Credit cards can be good for a bigger purchase if you’re using your card to build credit and can pay it off before you’re charged interest. Many buy-now, pay-later loans let you take a bit longer to pay without interest, as long as you make installment payments as promised.

Got questions? We have answers.

Prepaid cards do not build credit. As with debit cards, your payments come out of a pre-funded account so there’s nothing to repay and no payments reported to the credit bureaus.

While “credit card” and “charge card” are sometimes used interchangeably, they’re very different kinds of cards. A charge card typically requires you to pay back your bill in full every month, while a credit card allows you to carry a balance, and you’re charged interest on the balance. Charge cards are rare and usually require excellent credit.

There’s no magic percentage to maximize your credit score, but it’s commonly agreed that you should aim to use no more than 30% of your available credit to keep scores healthy.
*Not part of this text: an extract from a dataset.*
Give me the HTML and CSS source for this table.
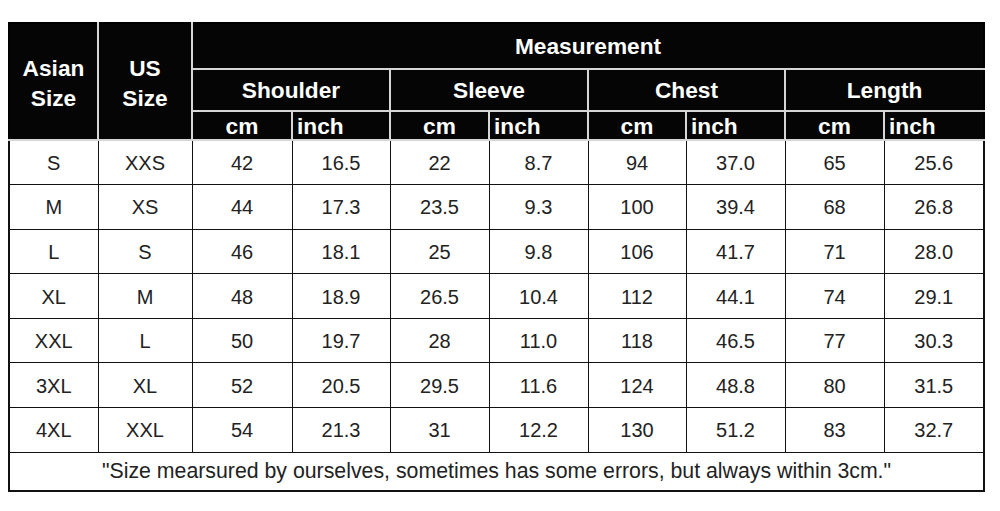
FILE: index.html
```html
<!DOCTYPE html>
<html>
<head>
<meta charset="utf-8">
<link rel="stylesheet" href="styles.css">
</head>
<body>
<table class="size-table">
  <colgroup>
    <col class="c89"><col class="c94"><col class="c100"><col class="c98"><col class="c99"><col class="c99"><col class="c98"><col class="c99"><col class="c99"><col class="c100">
  </colgroup>
  <thead>
    <tr class="h1">
      <th rowspan="3" class="first two">Asian<br>Size</th>
      <th rowspan="3" class="two">US<br>Size</th>
      <th colspan="8" class="last">Measurement</th>
    </tr>
    <tr class="h2">
      <th colspan="2">Shoulder</th>
      <th colspan="2">Sleeve</th>
      <th colspan="2">Chest</th>
      <th colspan="2" class="last">Length</th>
    </tr>
    <tr class="h3">
      <th>cm</th><th class="inch">inch</th>
      <th>cm</th><th class="inch">inch</th>
      <th>cm</th><th class="inch">inch</th>
      <th>cm</th><th class="inch last">inch</th>
    </tr>
  </thead>
  <tbody>
    <tr><td>S</td><td>XXS</td><td>42</td><td>16.5</td><td>22</td><td>8.7</td><td>94</td><td>37.0</td><td>65</td><td>25.6</td></tr>
    <tr><td>M</td><td>XS</td><td>44</td><td>17.3</td><td>23.5</td><td>9.3</td><td>100</td><td>39.4</td><td>68</td><td>26.8</td></tr>
    <tr><td>L</td><td>S</td><td>46</td><td>18.1</td><td>25</td><td>9.8</td><td>106</td><td>41.7</td><td>71</td><td>28.0</td></tr>
    <tr><td>XL</td><td>M</td><td>48</td><td>18.9</td><td>26.5</td><td>10.4</td><td>112</td><td>44.1</td><td>74</td><td>29.1</td></tr>
    <tr><td>XXL</td><td>L</td><td>50</td><td>19.7</td><td>28</td><td>11.0</td><td>118</td><td>46.5</td><td>77</td><td>30.3</td></tr>
    <tr><td>3XL</td><td>XL</td><td>52</td><td>20.5</td><td>29.5</td><td>11.6</td><td>124</td><td>48.8</td><td>80</td><td>31.5</td></tr>
    <tr><td>4XL</td><td>XXL</td><td>54</td><td>21.3</td><td>31</td><td>12.2</td><td>130</td><td>51.2</td><td>83</td><td>32.7</td></tr>
    <tr class="note"><td colspan="10">"Size mearsured by ourselves, sometimes has some errors, but always within 3cm."</td></tr>
  </tbody>
</table>
</body>
</html>
```
FILE: styles.css
```css
html, body {
  margin: 0;
  padding: 0;
  background: #fff;
}
body {
  padding: 22px 0 0 8px;
  font-family: "Liberation Sans", Arial, sans-serif;
}
.size-table {
  border-collapse: collapse;
  table-layout: fixed;
  width: 975px;
}
.c89 { width: 89px; }
.c94 { width: 94px; }
.c98 { width: 98px; }
.c99 { width: 99px; }
.c100 { width: 100px; }

.size-table th {
  background: #050505;
  color: #fff;
  font-weight: bold;
  font-size: 22.7px;
  line-height: 26px;
  padding: 0;
  text-align: center;
  vertical-align: middle;
  border: 2px solid #d6d6d6;
}
.size-table th.two {
  line-height: 30px;
  padding-top: 2px;
}
.size-table th.first { border-left-color: #000; }
.size-table th.last { border-right-color: #000; }
.size-table .h1 th { border-top-color: #000; }
.size-table th.inch {
  text-align: left;
  padding-left: 4px;
}
.h1 { height: 46px; }
.h2 { height: 42px; }
.h3 { height: 29px; }

.size-table td {
  font-size: 20px;
  color: #222;
  text-align: center;
  vertical-align: middle;
  padding: 2px 0 0;
  border: 1px solid #111;
}
.size-table tbody tr { height: 44.6px; }
.size-table td:first-child { border-left: 2px solid #111; }
.size-table td:last-child { border-right: 2px solid #111; }
.size-table tr.note { height: 39px; }
.size-table tr.note td {
  font-size: 21.3px;
  border-bottom: 2px solid #111;
  padding-top: 1px;
}
```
Under 10% is optimal if you’re shooting for the highest scores possible, but it’s not required.

You can apply for multiple credit cards at the same time, but each application will show up as a new hard inquiry on your credit report. For that reason, it’s best to find your ideal card first and get a sense of your chances of approval. Look for card issuers that offer prequalification — which generally doesn’t affect your credit — or use marketplaces like Credit Karma to get some insight into your approval odds.

Retail credit cards, also known as store credit cards, can build credit as long as the issuer reports your activity to at least one of the three main credit bureaus. But store cards can come with limits. For instance, some retail cards are “closed-loop,” which means you can’t use them outside of the associated store.

Making multiple bill payments per month may increase your scores if the extra payments are made before your statement date, and you don’t take on additional card debt each month. Credit card issuers typically report your card balance to the credit bureaus around the time of your card statement date. If you pay down your balance before that date, you can lower your credit card utilization, which can boost your score.